But shouldn't Moore, alone, face the consequences of his decision to kill three men?

"There's plenty of blame to go around. The fact is we think Devin Moore is responsible for what he did," says Thompson. "But we think that the adults who created these games and in effect programmed Devon Moore and assisted him to kill are responsible at least civilly.

Thompson says video game companies had reason to foresee that some of their products would trigger violence, and bolsters his case with claims that the murders in Fayette were not the first thought to be inspired by Grand Theft Auto.

In Oakland, Calif., detectives said the game provoked a street gang accused of robbing and killing six people. In Newport, Tenn., two teenagers told police the game was an influence when they shot at passing cars with a .22 caliber rifle, killing one person. But to date, not a single court case has acknowledged a link between virtual violence and the real thing.

Paul Smith is a First Amendment lawyer who has represented video game companies. "What you have in almost every generation is the new medium that comes along. And it's subject of almost a hysterical attack," says Smith. "If you went back to the 1950s, it's hard to believe now, but comic books were blamed for juvenile delinquency. And I think what you really have here is very much the same phenomenon playing itself out again with a new medium."

Why does he think the courts have ruled against these kinds of lawsuits?

"If you start saying that we're going to sue people because one individual out there read their book or played their game and decided to become a criminal, there is no stopping point," says Smith. "It's a huge new swath of censorship that will be imposed on the media."
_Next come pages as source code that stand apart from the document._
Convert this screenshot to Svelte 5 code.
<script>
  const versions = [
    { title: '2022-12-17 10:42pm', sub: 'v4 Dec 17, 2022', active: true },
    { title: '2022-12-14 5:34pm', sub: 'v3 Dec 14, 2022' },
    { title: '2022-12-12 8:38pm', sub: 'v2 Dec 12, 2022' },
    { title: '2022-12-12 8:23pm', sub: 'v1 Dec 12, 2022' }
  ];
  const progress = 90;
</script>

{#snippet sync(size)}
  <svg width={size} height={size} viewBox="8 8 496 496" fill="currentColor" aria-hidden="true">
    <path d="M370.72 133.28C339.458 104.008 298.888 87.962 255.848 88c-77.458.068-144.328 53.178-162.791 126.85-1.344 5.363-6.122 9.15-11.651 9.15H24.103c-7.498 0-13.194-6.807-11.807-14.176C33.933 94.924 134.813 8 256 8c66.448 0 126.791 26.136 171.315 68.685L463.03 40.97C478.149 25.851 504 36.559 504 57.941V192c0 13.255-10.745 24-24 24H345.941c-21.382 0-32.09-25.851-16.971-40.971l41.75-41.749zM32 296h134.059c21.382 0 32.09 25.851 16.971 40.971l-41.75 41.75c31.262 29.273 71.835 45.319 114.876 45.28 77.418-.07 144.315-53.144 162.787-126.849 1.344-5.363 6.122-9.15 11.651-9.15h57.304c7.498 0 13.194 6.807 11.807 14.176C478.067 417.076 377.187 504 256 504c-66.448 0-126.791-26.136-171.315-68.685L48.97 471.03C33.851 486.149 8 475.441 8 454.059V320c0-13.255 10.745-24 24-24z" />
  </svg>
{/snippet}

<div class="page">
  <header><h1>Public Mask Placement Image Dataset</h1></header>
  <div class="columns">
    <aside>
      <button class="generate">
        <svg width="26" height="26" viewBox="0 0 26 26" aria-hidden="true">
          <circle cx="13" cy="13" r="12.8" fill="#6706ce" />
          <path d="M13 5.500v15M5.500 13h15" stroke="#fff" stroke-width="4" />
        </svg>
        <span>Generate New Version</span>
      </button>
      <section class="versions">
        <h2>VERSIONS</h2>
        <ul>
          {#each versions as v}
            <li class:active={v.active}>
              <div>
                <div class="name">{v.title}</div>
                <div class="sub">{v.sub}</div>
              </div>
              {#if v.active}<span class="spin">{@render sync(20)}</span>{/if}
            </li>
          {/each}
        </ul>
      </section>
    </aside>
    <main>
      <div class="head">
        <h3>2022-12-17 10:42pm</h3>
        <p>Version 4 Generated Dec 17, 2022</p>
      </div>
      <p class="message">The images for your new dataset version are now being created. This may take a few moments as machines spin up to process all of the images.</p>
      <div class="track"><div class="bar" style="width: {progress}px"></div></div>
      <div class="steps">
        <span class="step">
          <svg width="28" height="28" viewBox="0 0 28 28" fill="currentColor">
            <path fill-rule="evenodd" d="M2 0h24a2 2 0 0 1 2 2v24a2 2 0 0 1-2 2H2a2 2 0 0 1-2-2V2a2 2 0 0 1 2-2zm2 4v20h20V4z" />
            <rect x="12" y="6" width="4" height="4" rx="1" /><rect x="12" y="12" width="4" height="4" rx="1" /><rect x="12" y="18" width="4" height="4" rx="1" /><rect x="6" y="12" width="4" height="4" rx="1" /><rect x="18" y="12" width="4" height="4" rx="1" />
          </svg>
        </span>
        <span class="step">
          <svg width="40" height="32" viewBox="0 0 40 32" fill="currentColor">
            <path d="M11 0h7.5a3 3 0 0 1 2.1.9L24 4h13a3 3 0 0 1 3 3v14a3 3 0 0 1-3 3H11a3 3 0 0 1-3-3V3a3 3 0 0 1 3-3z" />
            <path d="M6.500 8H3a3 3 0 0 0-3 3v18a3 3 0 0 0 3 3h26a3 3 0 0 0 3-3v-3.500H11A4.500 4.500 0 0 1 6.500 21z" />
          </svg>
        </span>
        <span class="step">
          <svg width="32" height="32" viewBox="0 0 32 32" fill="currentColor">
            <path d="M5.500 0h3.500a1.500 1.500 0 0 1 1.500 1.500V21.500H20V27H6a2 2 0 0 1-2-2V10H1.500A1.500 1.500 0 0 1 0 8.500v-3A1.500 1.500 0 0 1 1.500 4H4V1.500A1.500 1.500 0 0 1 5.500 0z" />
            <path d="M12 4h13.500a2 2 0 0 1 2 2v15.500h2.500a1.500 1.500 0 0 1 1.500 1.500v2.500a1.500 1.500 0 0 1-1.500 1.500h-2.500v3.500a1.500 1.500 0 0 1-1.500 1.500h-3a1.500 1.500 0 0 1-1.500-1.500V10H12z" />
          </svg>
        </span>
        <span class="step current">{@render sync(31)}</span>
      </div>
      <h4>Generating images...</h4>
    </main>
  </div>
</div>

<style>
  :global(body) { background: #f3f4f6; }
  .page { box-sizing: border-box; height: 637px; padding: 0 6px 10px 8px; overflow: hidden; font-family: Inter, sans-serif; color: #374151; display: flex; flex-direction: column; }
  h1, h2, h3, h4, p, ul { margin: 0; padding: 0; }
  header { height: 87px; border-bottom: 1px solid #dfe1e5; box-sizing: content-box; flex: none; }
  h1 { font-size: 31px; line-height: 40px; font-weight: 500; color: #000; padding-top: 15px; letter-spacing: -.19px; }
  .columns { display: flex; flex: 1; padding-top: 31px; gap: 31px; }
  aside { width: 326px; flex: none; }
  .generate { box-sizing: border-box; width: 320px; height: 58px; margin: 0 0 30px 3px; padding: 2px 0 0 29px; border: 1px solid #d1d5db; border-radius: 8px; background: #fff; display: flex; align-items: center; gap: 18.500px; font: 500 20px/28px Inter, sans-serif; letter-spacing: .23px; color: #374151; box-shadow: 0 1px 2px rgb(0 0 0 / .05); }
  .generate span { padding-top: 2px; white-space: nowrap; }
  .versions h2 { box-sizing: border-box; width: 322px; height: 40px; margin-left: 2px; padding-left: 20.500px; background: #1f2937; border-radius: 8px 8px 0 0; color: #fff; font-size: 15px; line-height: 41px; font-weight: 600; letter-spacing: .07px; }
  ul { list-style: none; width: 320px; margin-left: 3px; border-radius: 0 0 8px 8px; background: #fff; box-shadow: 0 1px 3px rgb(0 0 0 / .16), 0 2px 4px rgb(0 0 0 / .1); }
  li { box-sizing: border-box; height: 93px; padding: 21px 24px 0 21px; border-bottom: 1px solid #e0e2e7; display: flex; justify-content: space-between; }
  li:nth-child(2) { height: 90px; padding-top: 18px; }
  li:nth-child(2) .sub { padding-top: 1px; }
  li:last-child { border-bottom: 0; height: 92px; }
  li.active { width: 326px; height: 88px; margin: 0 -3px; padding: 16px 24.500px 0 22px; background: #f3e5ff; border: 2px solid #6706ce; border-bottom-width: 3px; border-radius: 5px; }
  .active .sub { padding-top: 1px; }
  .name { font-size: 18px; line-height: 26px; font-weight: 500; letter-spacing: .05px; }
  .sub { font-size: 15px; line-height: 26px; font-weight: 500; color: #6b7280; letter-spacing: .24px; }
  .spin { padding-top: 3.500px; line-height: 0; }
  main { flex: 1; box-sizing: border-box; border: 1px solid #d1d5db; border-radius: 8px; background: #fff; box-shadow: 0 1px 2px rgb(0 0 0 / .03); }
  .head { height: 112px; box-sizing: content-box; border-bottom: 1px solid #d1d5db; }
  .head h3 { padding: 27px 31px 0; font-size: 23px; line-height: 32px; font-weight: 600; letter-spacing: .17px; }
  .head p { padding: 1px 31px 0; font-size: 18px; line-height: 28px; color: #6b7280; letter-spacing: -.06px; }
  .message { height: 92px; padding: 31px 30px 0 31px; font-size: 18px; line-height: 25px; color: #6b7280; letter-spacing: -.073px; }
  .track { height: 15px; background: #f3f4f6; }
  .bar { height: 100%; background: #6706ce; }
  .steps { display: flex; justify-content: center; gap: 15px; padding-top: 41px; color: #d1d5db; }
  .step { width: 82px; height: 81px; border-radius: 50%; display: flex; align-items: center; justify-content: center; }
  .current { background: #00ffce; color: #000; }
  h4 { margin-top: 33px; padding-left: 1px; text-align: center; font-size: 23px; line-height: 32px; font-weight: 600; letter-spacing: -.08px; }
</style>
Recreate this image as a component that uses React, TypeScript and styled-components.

Despite its violence, or because of it, the fact is that millions of people like playing Grand Theft Auto. Steve Strickland can’t understand why.

"The question I have to ask the manufacturers of them is, 'Why do you make games that target people that are to protect us, police officers, people that we look up to -- people that I respect -- with high admiration,'" says Strickland.

"'Why do you want to market a game that gives people the thoughts, even the thoughts of thinking it's OK to shoot police officers? Why do you wanna do that?'"

Both Wal-Mart and GameStop, where Moore purchased Grand Theft Auto, say they voluntarily card teenagers in an effort to keep violent games from underage kids. But several states are considering laws that would ban the sale of violent games to those under 17.

....................................................


It does seem to me that it is indeed time to try cases like this in courts of law. As you may know, my opinion is that we are the sum total of the media we are exposed to. I'm aware that there is a strong tide of opinion in opposition to the implications of this. I find that fascinating - in a psychological sense. I am always interested in the thoughts of those who deny strong causal connections between media and behavior.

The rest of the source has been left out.